Страшная любовь
5 марта 2014 г. в 20:52
Утром у Кортеза болела голова. Он проснулся, и она сразу заболела.
«Надо сходить к Чаквас, — подумал он. — Только умоюсь. Она хоть и врач, но она женщина. Хотя, какая мне разница? Я люблю мужчин».
Кортез поднялся с кровати, обул тапочки (это были его любимые тапочки в клетку и с белыми помпонами), поправил резинку на трусах и пошел в душ. Он был застенчивый и обмотался большим полотенцем. Это тоже было его любимое полотенце. Оно было то, что ему подарил муж на День святого Валентина (белое с голубыми сердечками).
Сначала он включил воду погорячее, и горячие струи воды разогревали его прекрасное мускулистое тело. От этого кожа стала нежной. А еще розовой. Потом побежала прохладная вода. Это кто-то вчера вечером так запрограммировал душ, наверное, Вега. Но так было даже приятно. Он быстро взбодрился и пришел в тонус.
Мысли о Веге заставили его задуматься, и он слишком долго давил на кнопку на мыльнице с жидким мылом. Мыло этим воспользовалось, и его много вытекло на пол, и Кортез подскользнулся.
Он упал и больно ударился сначала об пол, а потом об край раковины. Потому что мыло скользкое, и он проскользил далеко. Кортез даже заплакал.
Теперь голова болела еще и снаружи и спина снизу.
Он поднялся на ноги и посмотрел в зеркало. Оттуда на него смотрел несчастный человек, и Кортезу стало его жаль.
«Не плачь, — подумал он. — Умойся, посмотри, какими красными стали твои красивые глаза. Распух нос».
И он погладил себя по голове. Отражение сделало то же самое и улыбнулось. Кортез подмигнул парню. Так, неожиданно в его сердце зародилось новое чувство.

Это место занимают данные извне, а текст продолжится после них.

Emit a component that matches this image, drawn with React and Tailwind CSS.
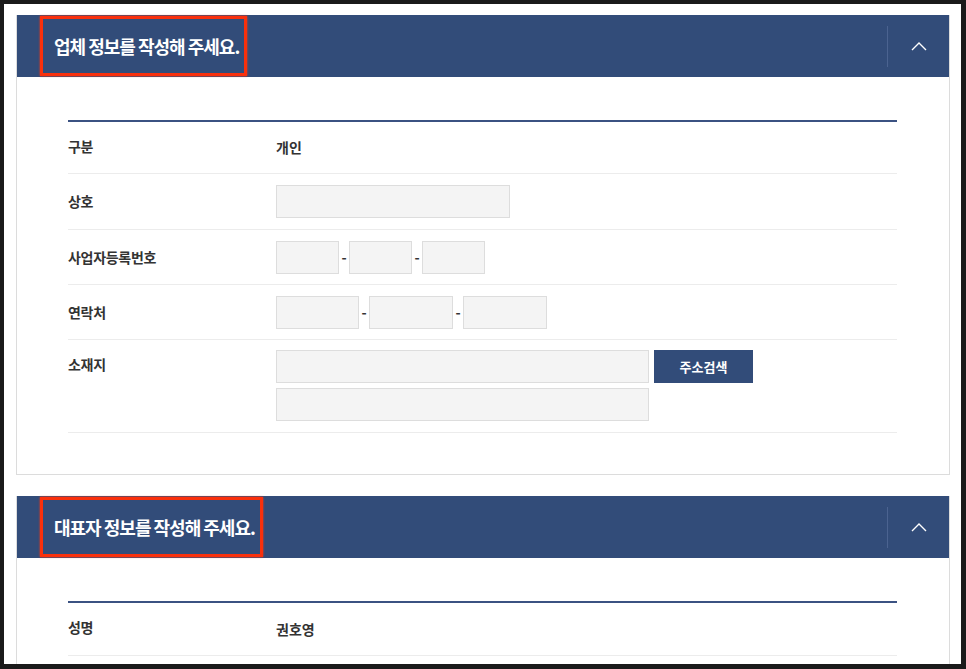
import React from "react";

const font = { fontFamily: '"Noto Sans CJK KR", "Noto Sans", sans-serif' };

function Input({ w }) {
  return <div className={`h-[33px] bg-[#f4f4f4] border border-[#dddddd] ${w}`} />;
}

function Dash() {
  return <span className="w-[10px] text-center text-[14px] font-bold text-[#333]">-</span>;
}

function Header({ title }) {
  return (
    <div className="flex h-[62px] items-center bg-[#324c79] pl-[23px]">
      <div className="flex h-[60px] items-center border-[3px] border-[#f9300c] pl-[11px] pr-[5px] shadow-[0_0_2px_#ff3a10]">
        <span className="text-[18px] font-bold tracking-[-1px] text-white">{title}</span>
      </div>
      <div className="flex-1" />
      <div className="h-[41px] w-px bg-[#4b6390]" />
      <div className="flex w-[61px] items-center justify-center">
        <svg width="16" height="9" viewBox="0 0 16 9" fill="none">
          <path d="M1 8 L8 1 L15 8" stroke="white" strokeWidth="1.4" />
        </svg>
      </div>
    </div>
  );
}

function Row({ label, children, h = "h-[55px]", top = false, text = false }) {
  return (
    <div className={`flex border-b border-[#ececec] ${top ? "items-start pt-[10px] pb-[11px]" : `items-center ${h}`}`}>
      <div className={`w-[208px] text-[14px] font-bold tracking-[-0.3px] text-[#333] ${top ? "pt-[4px]" : ""} ${text ? "pb-[3px]" : ""}`}>{label}</div>
      <div className={`flex-1 ${text ? "pb-[3px]" : ""}`}>{children}</div>
    </div>
  );
}

export default function App() {
  return (
    <div style={font} className="w-[966px] h-[669px] bg-[#1a1a1a] pt-[4px] pl-[4px] pr-[5px] pb-[5px]">
      <div className="h-full w-full overflow-hidden bg-white pt-[11px] pl-[12px] pr-[11px]">
        <div className="border border-t-0 border-[#dcdcdc]">
          <Header title="업체 정보를 작성해 주세요." />
          <div className="pl-[51px] pr-[52px] pt-[43px] pb-[41px]">
            <div className="border-t-2 border-[#3b5282]">
              <Row label="구분" h="h-[52px]" text>
                <span className="text-[14px] font-bold text-[#333]">개인</span>
              </Row>
              <Row label="상호" h="h-[56px]">
                <Input w="w-[234px]" />
              </Row>
              <Row label="사업자등록번호">
                <div className="flex items-center">
                  <Input w="w-[63px]" />
                  <Dash />
                  <Input w="w-[63px]" />
                  <Dash />
                  <Input w="w-[63px]" />
                </div>
              </Row>
              <Row label="연락처">
                <div className="flex items-center">
                  <Input w="w-[83px]" />
                  <Dash />
                  <Input w="w-[84px]" />
                  <Dash />
                  <Input w="w-[84px]" />
                </div>
              </Row>
              <Row label="소재지" top>
                <div className="flex flex-col gap-[5px]">
                  <div className="flex items-center gap-[5px]">
                    <Input w="w-[373px]" />
                    <button className="h-[33px] w-[99px] bg-[#324c79] text-[13px] font-bold text-white">
                      주소검색
                    </button>
                  </div>
                  <Input w="w-[373px]" />
                </div>
              </Row>
            </div>
          </div>
        </div>

        <div className="mt-[21px] border border-t-0 border-[#dcdcdc]">
          <Header title="대표자 정보를 작성해 주세요." />
          <div className="pl-[51px] pr-[52px] pt-[43px] pb-[41px]">
            <div className="border-t-2 border-[#3b5282]">
              <Row label="성명" h="h-[53px]" text>
                <span className="text-[14px] font-bold text-[#333]">권호영</span>
              </Row>
            </div>
          </div>
        </div>
      </div>
    </div>
  );
}
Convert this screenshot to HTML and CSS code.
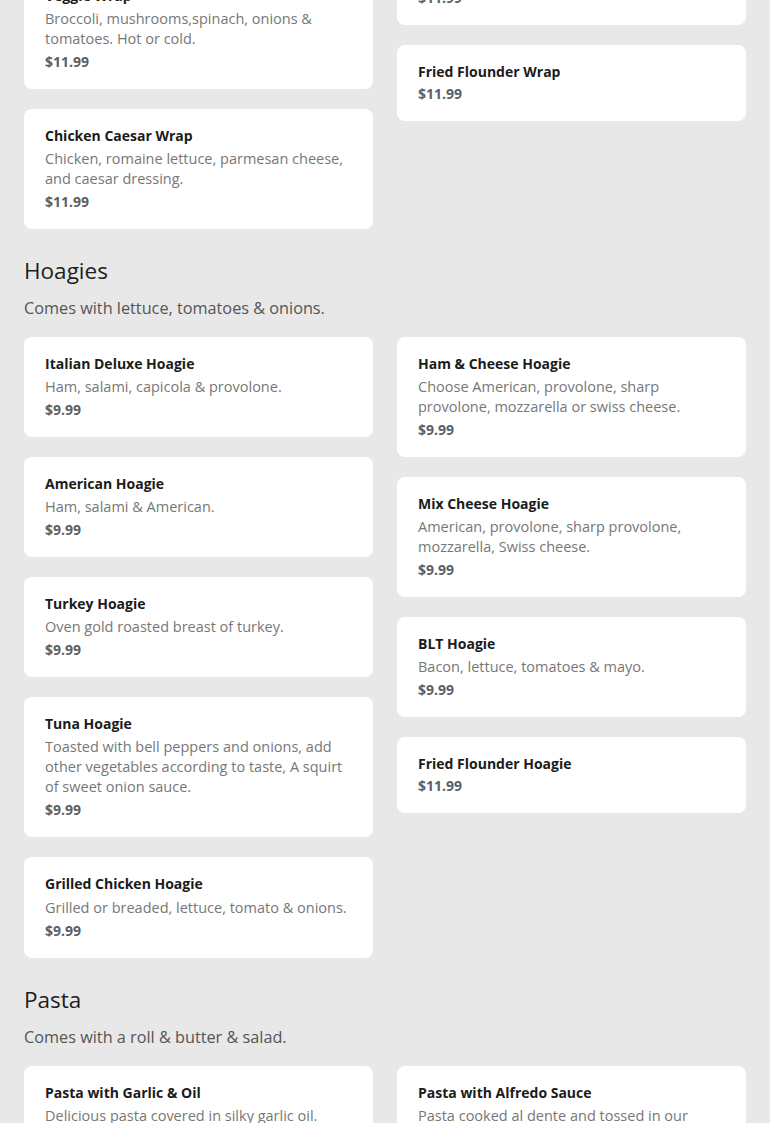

Весь день он думал о парне в зеркале. Заходя в туалет, смущенно улыбался парню и отводил взгляд.
«Что со мной происходит? — думал он. — Это любовь. Но ведь нельзя любить себя! Надо любить другого кого-то. Наверное, это все от того, что все тут не любят мужчин, а любят женщин. И даже Шепард, и даже Вега. Ну и пусть! Раз так, я буду любить тебя, мой парень из зеркала».
Уже к вечеру следующего дня Кортезу были известны все места на корабле, на которых имелись хотя бы немножко отражающие поверхности. Иногда парень из отражения делался уже, а иногда шире. Когда парень был шире, Кортез ласково шутил над ним: «Ты мой толстячок! Тебе не мешало бы сбросить немного веса».
Больше всего парень смотрелся хорошо, когда Кортез смотрел в столовую ложку. Тогда у него лицо было хрупким с большими глазами. Это если смотреть на ту сторону, которой едят суп. С другой стороны было лучше не смотреть.
Лейтенант наслаждался своей любовью, но никак не мог остаться наедине с возлюбленным. Им всегда кто-то мешал. Только это была не одна проблема, которая мешала их любви.
Кортезу стало казаться, что его парень преследует его. И когда лейтенанту даже хотелось отдохнуть, парень мог оказаться рядом. Особенно это мешало, когда он работал. Нет, он, конечно, понимал, что это его отражение, но все-таки.
«Это нужно прекратить, — говорил он себе. — Я больше не буду смотреться в зеркало и ложку».
Но теперь парень смотрел на него из отражения в глазах. Когда он говорил с кем-то, неважно с кем. Особенно Кортез стал бояться саларианцев: у них глаза были самые большие. А батарианцы с их четырьмя глазами стали ночным кошмаром.
— Кортез, — остановила как-то в коридоре его местная врач Чаквас, — у вас плохой вид. Вы грязный, плохо пахнете и выглядите. Почему вы не смотрите мне в глаза?
— С моей головой непорядок, — сказал он.
— Это очевидно. Когда мужчина выходит замуж за мужчин, я не считаю это нормальным. А многие одобряют.
— Нет, доктор, дело не в этом. Это не лечится. Я ударился и сошел с ума от любви… к себе. Вы можете помочь?
Чаквас вздохнула и сказала, что она тут бессильна. Это может вылечить только время. А еще посоветовала найти плохое в том, кого он любит, и тогда это может помочь. И дала ему каких-то таблеток (они были большие и зеленые, и на них была большая буква «Т»). Их надо было пить перед сном и запивать большим количеством воды. И ночью это тоже становилось проблемой.
Кортез очень старался перед зеркалом найти плохое в себе. Особенно по ночам, после лекарства. Но в нем все было красиво. Оставалось надеяться на время.